2. Use or sale of a patented product without knowledge of its having been made and sold without the authorization of the patentee;

3. Continued making or use of a similar product, only within its original scope, by a party that, prior to the date of application for the patent in question, had already made that similar product, used the same process or made the necessary preparations for such making or use;

4. Use of the patent in question by a foreign means of transport which temporarily passes through the territorial land, water or airspace of China for its own needs, in its devices and installation, in accordance with any agreement concluded between China and the country to which the foreign means of transport belongs, or an international treaty to which both countries are party, or on the basis of the principle of reciprocity;

5. Use of the patent in question solely for the purposes of scientific research and experimentation.

Article 63: Where any person passes off the patent of another person, such passing off shall be dealt with in accordance with Article 60 of this Law. If the circumstances are serious, the person directly responsible shall be investigated for criminal liability by applying mutatis mutandis Article 127 of the Criminal Law.

Where any person passes any un‑patented product off as patented product or passes any unpatented process off as patented process, such person shall be ordered by the administrative authorities for patent affairs to stop the passing off, correct it publicly, and shall also be subjected to a fine.

Article 64: Where any person, in violation of the provisions of Article 20 of this Law, files in a foreign country without authorization an application for a patent divulging an important state secret, he shall be given administrative sanctions by the entity to which he belongs or by the competent authorities at the next higher level.
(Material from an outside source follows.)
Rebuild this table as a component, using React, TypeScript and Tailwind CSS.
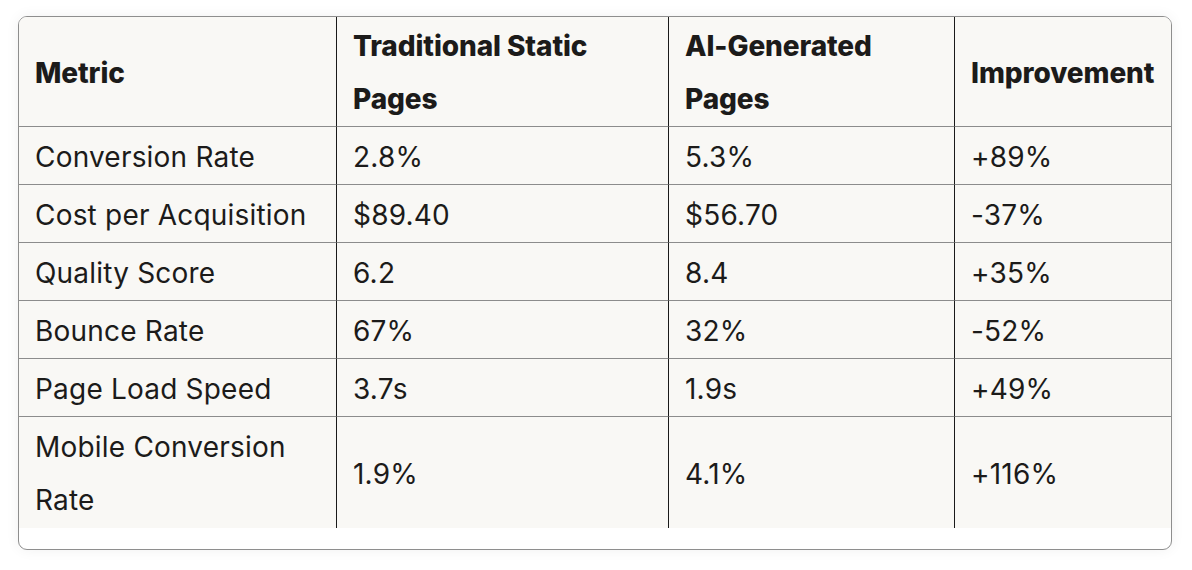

If the circumstances of the case are serious, he shall be investigated for criminal liability in accordance with the law.

Article 65: Where any person usurps the right of an inventor or designer to apply for a patent on an invention that is not job‑related, or usurps any other right or interest of an inventor or designer prescribed by this law, he shall be given administrative sanctions by the entity to which he belongs or by the competent authorities at the next higher level.

Article 66: Where any staff member of the Patent Office or any of the relevant state functionaries engages in malpractice for private gain, he shall be given administrative sanctions by the Patent Office or the competent authorities concerned. If the circumstances are serious, he shall be investigated for criminal liability by applying mutatis mutandis Article 188 of the Criminal Law.

Chapter Vill

Supplementary Provisions

Article 67: For patent applications filed with the Patent Office and other procedures carried out there, fees shall be paid as prescribed.

Article 68: Rules for the implementation of this Law shall be formulated by the Patent Office and submitted to the State Council for approval before they are put into effect.

Article 69: This Law shall go into effect on April 1, 1985.